There’s just a huge swathe of laptop and desktop machines now that are outclassed in one of the most restricted axes of compromise, and 2 of the 3 new machines are portable to boot. That means if you don’t need portability, Apple also stuck it in a really small, basically silent enclosure for you, which lets you set it to work at the heart of a proper desktop setup. If you can live with macOS, and most people could, you should be taking a serious look if your budget allows. It won’t be long before Apple have other system-on-chips for other models in their product line, presumably including the future variant of the enormous beast of a machine that I’m typing this on, that’ll similarly switch up what’s possible in a given performance and thermal envelope.

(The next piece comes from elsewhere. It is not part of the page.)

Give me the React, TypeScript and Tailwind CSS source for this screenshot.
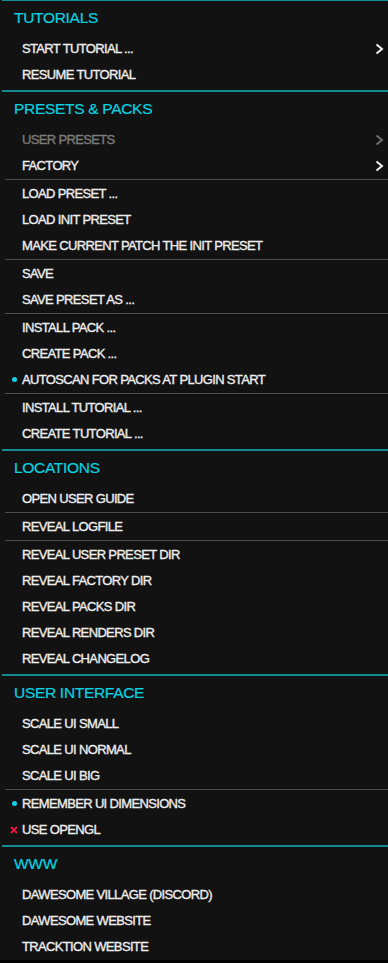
type Row =
  | { kind: "item"; label: string; sub?: boolean; disabled?: boolean; mark?: "dot" | "x" }
  | { kind: "sep" };

type Section = { title: string; rows: Row[] };

const item = (label: string, extra: Partial<{ sub: boolean; disabled: boolean; mark: "dot" | "x" }> = {}): Row => ({
  kind: "item",
  label,
  ...extra,
});
const sep: Row = { kind: "sep" };

const sections: Section[] = [
  {
    title: "TUTORIALS",
    rows: [item("START TUTORIAL ...", { sub: true }), item("RESUME TUTORIAL")],
  },
  {
    title: "PRESETS & PACKS",
    rows: [
      item("USER PRESETS", { sub: true, disabled: true }),
      item("FACTORY", { sub: true }),
      sep,
      item("LOAD PRESET ..."),
      item("LOAD INIT PRESET"),
      item("MAKE CURRENT PATCH THE INIT PRESET"),
      sep,
      item("SAVE"),
      item("SAVE PRESET AS ..."),
      sep,
      item("INSTALL PACK ..."),
      item("CREATE PACK ..."),
      item("AUTOSCAN FOR PACKS AT PLUGIN START", { mark: "dot" }),
      sep,
      item("INSTALL TUTORIAL ..."),
      item("CREATE TUTORIAL ..."),
    ],
  },
  {
    title: "LOCATIONS",
    rows: [
      item("OPEN USER GUIDE"),
      sep,
      item("REVEAL LOGFILE"),
      sep,
      item("REVEAL USER PRESET DIR"),
      item("REVEAL FACTORY DIR"),
      item("REVEAL PACKS DIR"),
      item("REVEAL RENDERS DIR"),
      item("REVEAL CHANGELOG"),
    ],
  },
  {
    title: "USER INTERFACE",
    rows: [
      item("SCALE UI SMALL"),
      item("SCALE UI NORMAL"),
      item("SCALE UI BIG"),
      sep,
      item("REMEMBER UI DIMENSIONS", { mark: "dot" }),
      item("USE OPENGL", { mark: "x" }),
    ],
  },
  {
    title: "WWW",
    rows: [item("DAWESOME VILLAGE (DISCORD)"), item("DAWESOME WEBSITE"), item("TRACKTION WEBSITE")],
  },
];

function Chevron({ dim }: { dim?: boolean }) {
  return (
    <svg width="9" height="12" viewBox="0 0 9 12" className={dim ? "text-[#6f6f6f]" : "text-[#f2f2f2]"}>
      <polyline points="1.5,1.5 7,6 1.5,10.5" fill="none" stroke="currentColor" strokeWidth="2" />
    </svg>
  );
}

function Mark({ type }: { type?: "dot" | "x" }) {
  if (type === "dot") return <span className="ml-[12px] block size-[5px] rounded-full bg-[#12d3e4]" />;
  if (type === "x")
    return (
      <svg width="8" height="8" viewBox="0 0 8 8" className="ml-[10px]">
        <path d="M1 1 L7 7 M7 1 L1 7" stroke="#e3143f" strokeWidth="2" />
      </svg>
    );
  return null;
}

function MenuRow({ row }: { row: Row }) {
  if (row.kind === "sep") {
    return <div className="h-[2px] ml-[5px] border-t border-[#4d4d4d]" />;
  }
  return (
    <div className="flex h-[26px] items-center pb-[2px]">
      <div className="flex w-[22px] shrink-0 items-center pt-[1px]">
        <Mark type={row.mark} />
      </div>
      <span
        className={`text-[13px] leading-none tracking-[-0.65px] [-webkit-text-stroke:0.35px_currentcolor] ${
          row.disabled ? "text-[#7c7c7c]" : "text-[#eeeeee]"
        }`}
      >
        {row.label}
      </span>
      {row.sub && (
        <div className="ml-auto mr-[4px] flex items-center pt-[1px]">
          <Chevron dim={row.disabled} />
        </div>
      )}
    </div>
  );
}

export default function App() {
  return (
    <div className="h-[963px] w-[388px] bg-black font-['Liberation_Sans',Arial,sans-serif]">
      <div className="h-[960px] overflow-hidden bg-[#121212]">
        {sections.map((section, i) => (
          <section key={section.title} className={i === 0 ? "" : "pt-[2px]"}>
            <div className={`ml-[2px] bg-[#158a90] ${i === 0 ? "h-px" : "h-[2px]"}`} />
            <div className="flex h-[35px] items-center pl-[14px] pb-[1px] text-[15.5px] leading-none tracking-[-0.3px] text-[#05d3e0] [-webkit-text-stroke:0.2px_currentcolor]">
              {section.title}
            </div>
            {section.rows.map((row, j) => (
              <MenuRow key={j} row={row} />
            ))}
          </section>
        ))}
      </div>
    </div>
  );
}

It ultimately doesn’t change the calculus for me personally, but I also don’t think we are that far away from a portable computer that truly could sit at the heart of a high-performance workstation setup and you’d get the best of all worlds if that’s what you want, with one of the areas of compromise basically wiped off the map. I’ll probably always prefer a machine that I can upgrade, expand and enjoy a higher performance and thermal envelope with, and so I’m really excited about what the future holds in that segment too.
So, yeah, I definitely mis-invested in this last hurrah of something Apple makes that’s powered by Intel, in the Mac Pro, but I love it to bits as a machine without any compromises, and I excitedly look forward to how quickly Apple’s own silicon can truly overtake its performance and what that’ll mean. Ultimately these new M1 machines allow for new workflows and possibilities in their respective segments that weren’t possible before, and that’s just at the low end of the consumer line-up. I can’t wait to see what’s in store in for the serious workstation end of their product line, and also what it means for the wider industry at large that now has to seriously catch up. That hammer blow of competition will hopefully mean exciting things in the non-Apple computing world as well as a result.